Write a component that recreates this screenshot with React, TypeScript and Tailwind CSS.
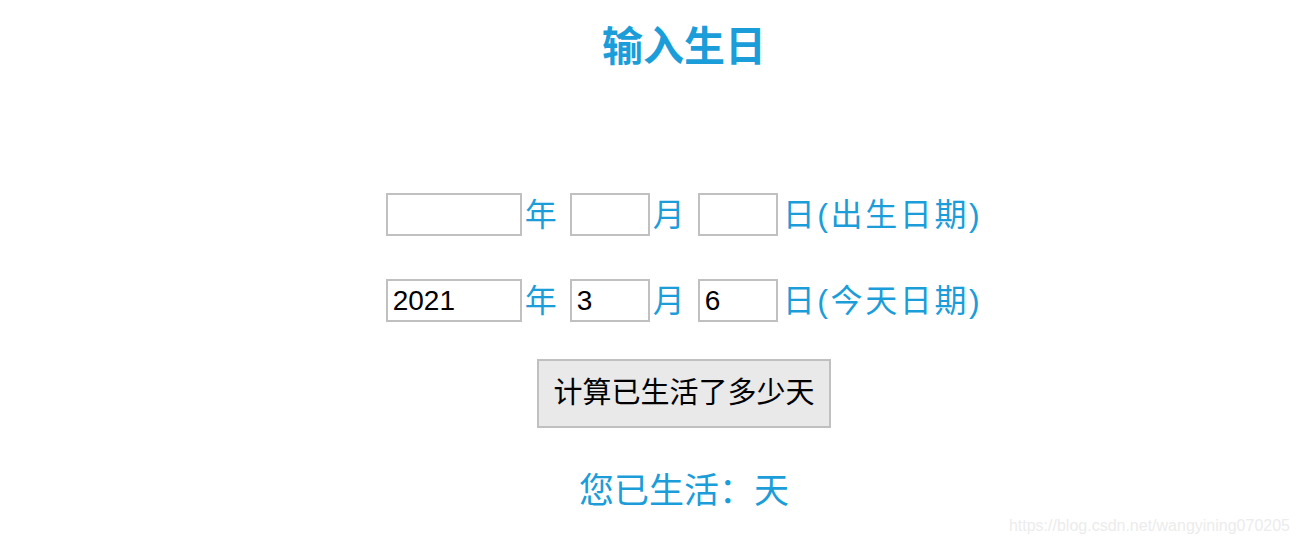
import { useState } from "react"

const blue = "text-[#1b9dd9]"
const font = { fontFamily: '"Liberation Sans", "Noto Sans CJK SC", sans-serif' }
const cjk = { fontFamily: '"Noto Sans CJK SC", "Liberation Sans", sans-serif' }

function DateRow({ y, m, d, label }: { y: string; m: string; d: string; label: string }) {
  const input = "h-[43px] border-2 border-[#c0c0c0] bg-white px-[5px] text-[28px] text-black outline-none"
  const unit = `ml-[3px] mr-[13px] text-[32px] leading-none ${blue}`
  return (
    <div className="flex items-center">
      <input className={`${input} w-[136px]`} defaultValue={y} />
      <span className={unit}>年</span>
      <input className={`${input} w-[80px]`} defaultValue={m} />
      <span className={unit}>月</span>
      <input className={`${input} w-[80px]`} defaultValue={d} />
      <span className={`ml-[5px] text-[32px] leading-none tracking-[2.6px] ${blue}`}>{label}</span>
    </div>
  )
}

export default function App() {
  const [days] = useState("")
  return (
    <div className="relative h-[546px] w-[1302px] overflow-hidden bg-white" style={font}>
      <div className="flex w-[1368px] flex-col items-center">
        <h1 className={`mt-[27px] text-[41px] font-bold leading-none ${blue}`}>输入生日</h1>
        <div className="mt-[125px]">
          <DateRow y="" m="" d="" label="日(出生日期)" />
        </div>
        <div className="mt-[43px]">
          <DateRow y="2021" m="3" d="6" label="日(今天日期)" />
        </div>
        <button className="mt-[37px] h-[69px] w-[294px] border-2 border-[#c0c0c0] bg-[#e9e9e9] text-[29px] text-black">
          计算已生活了多少天
        </button>
        <p className={`mt-[42px] text-[35px] leading-none ${blue}`} style={cjk}>
          您已生活：{days}天
        </p>
      </div>
      <span className="absolute bottom-[8px] right-[12px] text-[16px] text-[#ececec]">
        https://blog.csdn.net/wangyining070205
      </span>
    </div>
  )
}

### To be done
Would you return the data exactly as written, without the pictures?

### Answer for this exercise
Write a component that recreates this screenshot with React, TypeScript and Tailwind CSS.
import { useState } from "react"

const blue = "text-[#1b9dd9]"
const font = { fontFamily: '"Liberation Sans", "Noto Sans CJK SC", sans-serif' }
const cjk = { fontFamily: '"Noto Sans CJK SC", "Liberation Sans", sans-serif' }

function DateRow({ y, m, d, label }: { y: string; m: string; d: string; label: string }) {
  const input = "h-[43px] border-2 border-[#c0c0c0] bg-white px-[5px] text-[28px] text-black outline-none"
  const unit = `ml-[3px] mr-[13px] text-[32px] leading-none ${blue}`
  return (
    <div className="flex items-center">
      <input className={`${input} w-[136px]`} defaultValue={y} />
      <span className={unit}>年</span>
      <input className={`${input} w-[80px]`} defaultValue={m} />
      <span className={unit}>月</span>
      <input className={`${input} w-[80px]`} defaultValue={d} />
      <span className={`ml-[5px] text-[32px] leading-none tracking-[2.6px] ${blue}`}>{label}</span>
    </div>
  )
}

export default function App() {
  const [days] = useState("")
  return (
    <div className="relative h-[546px] w-[1302px] overflow-hidden bg-white" style={font}>
      <div className="flex w-[1368px] flex-col items-center">
        <h1 className={`mt-[27px] text-[41px] font-bold leading-none ${blue}`}>输入生日</h1>
        <div className="mt-[125px]">
          <DateRow y="" m="" d="" label="日(出生日期)" />
        </div>
        <div className="mt-[43px]">
          <DateRow y="2021" m="3" d="6" label="日(今天日期)" />
        </div>
        <button className="mt-[37px] h-[69px] w-[294px] border-2 border-[#c0c0c0] bg-[#e9e9e9] text-[29px] text-black">
          计算已生活了多少天
        </button>
        <p className={`mt-[42px] text-[35px] leading-none ${blue}`} style={cjk}>
          您已生活：{days}天
        </p>
      </div>
      <span className="absolute bottom-[8px] right-[12px] text-[16px] text-[#ececec]">
        https://blog.csdn.net/wangyining070205
      </span>
    </div>
  )
}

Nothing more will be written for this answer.